Теперь я вижу – подзорная труба направлена за спину – как годами нарастало во мне подозрение относительно каждого из этих видов субъективности; в особенности – каузативного.
Речь и мышление тоже являются действием. У нас имеется врожденное чувство контроля в отношении того, что мы высказываем, и в отношении того, что думаем. И подозрение начинается, похоже, с чувства той тонкой разницы между: "Я подумал, что Х" и "Х мне подумалось".
Ты смакуешь эту разницу, крутишь ее на языке, забрасываешь в омут утихшего разума – и в конце концов признаешь: вот тот второй рефлекс горазд ближе к оригинальному, предъязыковому переживанию или опыту.
Языковая, литературная тропка данных подозрений ведет прямиком к эссе "После письменности". Гораздо более запутанной и разветвленной является дорога понимания снятия субъективности человека через технологию. Технологии, то есть инструментальности: чего-то такого, что применяет нечто иное для достижения некоей цели. Многие годы я читал о подобной инструментализации, описывал ее и развивал в воображении до экстремума, не оформляя в слова самой сути процесса: связанной не только с изменением направления использования (когда уже не человек применяет, а применяют человека), но и со стремлением выбиться в независимость той инструментальности, которая посредничает между субъектом и объектом. Независимо от того, кто именно сейчас находится на месте субъекта, а что или кто – на месте объекта. Ведь оба эти элемента являются только лишь слугами, тенями самого использования. И управляет здесь то, что, как кажется, вообще не существует: связь, структура.
Данные интуиции проплывают, похоже, через все мои классические тексты в жанре научной фантастики. Первым проблеском их осознания мне кажется термин "метаксократия" из "Черных океанов" (2001), прямо указывающий на "власть того, что находится между".
Здесь же, в форме эссе, рассматривая под разными углами и говоря о различных темах, этот мотив поднимают разделы: "До границ надежды", "Искусство во времена искусственного разума" и "Счастливчики, возделывающие скуку".
Хронология первой навязчивой идеи – той самой, что фокусируется на языке и письменности – доходит, как минимум, до эссе "Слишком длинно, не прочту", которое я написал (которое у меня написалось) для "Тыгодника Повшехнего" в 2010 году.
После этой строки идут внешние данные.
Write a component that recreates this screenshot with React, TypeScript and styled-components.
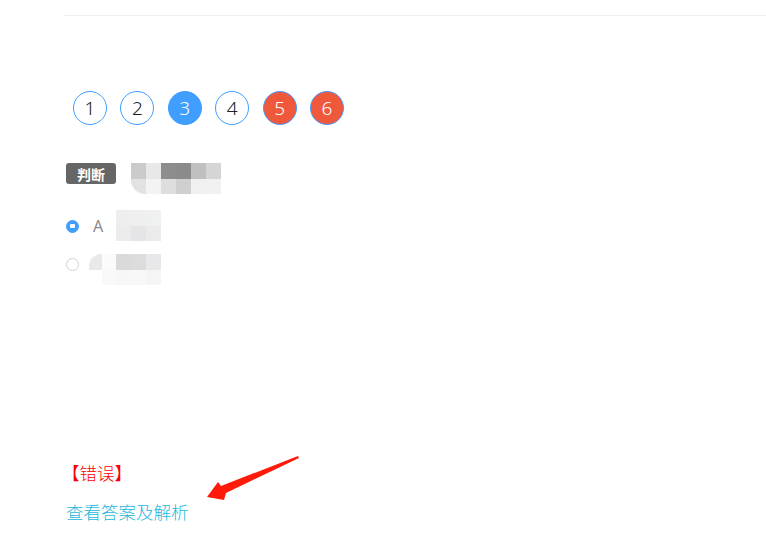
import React from 'react';
import styled, { createGlobalStyle } from 'styled-components';

const GlobalStyle = createGlobalStyle`
  body {
    margin: 0;
    background: #fff;
    font-family: "Noto Sans", "Noto Sans CJK SC", sans-serif;
  }
`

const Page = styled.div`
  position: relative;
  width: 766px;
  height: 542px;
  overflow: hidden;
`

const TopRule = styled.div`
  margin: 15px 0 0 64px;
  height: 1px;
  background: #f0f0f0;
`

const Body = styled.div`
  display: flex;
  flex-direction: column;
  padding-left: 66px;
`

const Steps = styled.div`
  display: flex;
  gap: 13.4px;
  margin: 75px 0 0 7px;
`

const Step = styled.div<{ $state: 'idle' | 'current' | 'wrong' }>`
  width: 34px;
  height: 34px;
  box-sizing: border-box;
  border-radius: 50%;
  border: 1px solid #409eff;
  display: flex;
  align-items: center;
  justify-content: center;
  font-size: 19px;
  font-weight: 300;
  color: ${p => (p.$state === 'idle' ? '#222' : '#fff')};
  background: ${p =>
    p.$state === 'current' ? '#409eff' : p.$state === 'wrong' ? '#f0583c' : '#fff'};
`

const Question = styled.div`
  display: flex;
  align-items: flex-start;
  gap: 15px;
  margin-top: 38px;
`

const Tag = styled.span`
  width: 50px;
  height: 21px;
  border-radius: 3px;
  background: #666;
  color: #fff;
  font-family: "Noto Sans CJK SC", sans-serif;
  font-size: 14px;
  font-weight: 700;
  display: flex;
  align-items: center;
  justify-content: center;
`

const Mosaic = styled.div<{ $cols: string }>`
  display: grid;
  grid-template-columns: ${p => p.$cols};
  grid-auto-rows: 15.5px;
`

const Cell = styled.div<{ $bg: string; $round?: 'tl' | 'bl' }>`
  background: ${p => p.$bg};
  border-bottom-left-radius: ${p => (p.$round === 'bl' ? '14px' : '0')};
  border-top-left-radius: ${p => (p.$round === 'tl' ? '12px' : '0')};
`

const Option = styled.div<{ $top: number }>`
  display: flex;
  align-items: flex-start;
  margin-top: ${p => p.$top}px;
  height: 31px;
`

const Radio = styled.span<{ $checked?: boolean; $shift: number }>`
  width: 13px;
  height: 13px;
  margin-top: ${p => p.$shift}px;
  box-sizing: border-box;
  border-radius: 50%;
  border: 1px solid ${p => (p.$checked ? '#409eff' : '#d0d0d0')};
  background: ${p => (p.$checked ? '#409eff' : '#fff')};
  display: flex;
  align-items: center;
  justify-content: center;
  &::after {
    content: '';
    display: ${p => (p.$checked ? 'block' : 'none')};
    width: 5px;
    height: 4px;
    border-radius: 1px;
    background: #fff;
  }
`

const Letter = styled.span`
  margin: 5px 0 0 14px;
  width: 23px;
  font-size: 16px;
  line-height: 22px;
  color: #8a8a8a;
`

const Spacer = styled.span<{ $w: number }>`
  width: ${p => p.$w}px;
`

const Verdict = styled.div`
  margin-top: 178px;
  margin-left: -4px;
  font-family: "Noto Sans CJK SC", sans-serif;
  font-size: 17.5px;
  font-weight: 300;
  line-height: 20px;
  color: #ff0000;
`

const AnswerLink = styled.a`
  margin-top: 19px;
  font-family: "Noto Sans CJK SC", sans-serif;
  font-size: 17.5px;
  font-weight: 300;
  line-height: 20px;
  color: #23b7dc;
  text-decoration: none;
  cursor: pointer;
`

const Arrow = styled.svg`
  position: absolute;
  left: 0;
  top: 0;
  pointer-events: none;
`

const steps: { n: number; state: 'idle' | 'current' | 'wrong' }[] = [
  { n: 1, state: 'idle' },
  { n: 2, state: 'idle' },
  { n: 3, state: 'current' },
  { n: 4, state: 'idle' },
  { n: 5, state: 'wrong' },
  { n: 6, state: 'wrong' },
]

const stemCells = [
  '#cbcbcb', '#e8e8e8', '#8d8d8d', '#8b8b8b', '#c0c0c0', '#d5d5d5',
  '#e2e2e2', '#f3f3f3', '#dedede', '#cfcfcf', '#f0f0f0', '#f1f1f1',
]

const optionA = [
  '#eeeeee', '#efefef', '#eff0f0',
  '#ececec', '#e5e5e7', '#ebebeb',
]

const optionB = [
  '#e9e9e9', '#fafbfc', '#dadada', '#dcdcdc', '#e8e8ea',
  '#fff', '#f9f9f9', '#f7f7f7', '#f8f8f8', '#f5f5f5',
]

export default function App() {
  return (
    <Page>
      <GlobalStyle />
      <TopRule />
      <Body>
        <Steps>
          {steps.map(s => (
            <Step key={s.n} $state={s.state}>{s.n}</Step>
          ))}
        </Steps>

        <Question>
          <Tag>判断</Tag>
          <Mosaic $cols="repeat(6, 15px)">
            {stemCells.map((c, i) => (
              <Cell key={i} $bg={c} $round={i === 6 ? 'bl' : undefined} />
            ))}
          </Mosaic>
        </Question>

        <Option $top={16}>
          <Radio $checked $shift={9.5} />
          <Letter>A</Letter>
          <Mosaic $cols="repeat(3, 15px)">
            {optionA.map((c, i) => (
              <Cell key={i} $bg={c} />
            ))}
          </Mosaic>
        </Option>

        <Option $top={13}>
          <Radio $shift={3.5} />
          <Spacer $w={10} />
          <Mosaic $cols="13px 14px 15px 15px 15px">
            {optionB.map((c, i) => (
              <Cell key={i} $bg={c} $round={i === 0 ? 'tl' : undefined} />
            ))}
          </Mosaic>
        </Option>

        <Verdict>【错误】</Verdict>
        <AnswerLink>查看答案及解析</AnswerLink>
      </Body>

      <Arrow width="766" height="542" viewBox="0 0 766 542">
        <polygon
          points="207,497 218,482 221,486 298,456 299,458 226,493 224,500"
          fill="#ff1a0a"
        />
      </Arrow>
    </Page>
  )
}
Но я не включаю сюда текстов, не имеющих самостоятельной ценности и не говорят о чем-либо больше помимо повторенной и развитой впоследствии проблемы.
Тем не менее, вы замечаете, как из эссе в эссе какие-то мысли, вопросы, концепции – словно музыкальные мотивы в джазовой повторяющейся интерпретации – нарастают или затухают, размываются или уплотняются, набирают массы, конкретики, имени и, наконец, той формальной полноты, которая сигнализирует о зрелости идеи: самостоятельная, самообеспечивающая, она выходит в мир и овладевает другими. Я надеюсь на то, что овладеет
Я не подчищал тексты от подобных повторений, видя ценность в таком вот путешествии по извивам, избыток смысла в минувших сомнениях и возможностях. А еще – отмечая значительную пользу для читателей, не привыкших к подобному мышлению посредством письменности.
На горы с не пологими, длинными склонами не только легче взбираться; во время подхода мы еще кое-чему учимся. Мы познаем форму горы, обходя ее вокруг. Мы видим, куда идти не следует, куда шли другие, но заблудились и пали. Таким вот образом мы учимся взбираться на последующие горы, на все возможные горы.
Титульное эссе "После письменности" появилось уже при осознании такого путешествия, в рефлексе самоанализа. А так же из понимания, чего, собственно, я пытался достичь за последние несколько лет, умерщвляя себя с Рекурсией: желанием создать постписьменный роман, литературу несловесного опыта.
По сути, в совместной части первого и другого созвездия навязчивой идеи размещаются различные литературные произведения, начиная со "Льда" (2007), и заканчивая "Империей туч" (2018). Ба, если хорошенько настроить подзорную трубу и наложить на линзу фильтры позднейшего знания, мы видим, что созвездия включают в себя и наиболее ранние мои рассказы, такие как "Школа" 1995 года, в котором герой творит стихотворение-гимн во славу могущества "ся", в отчаянии взывая к "субъектам заброшенных произведений".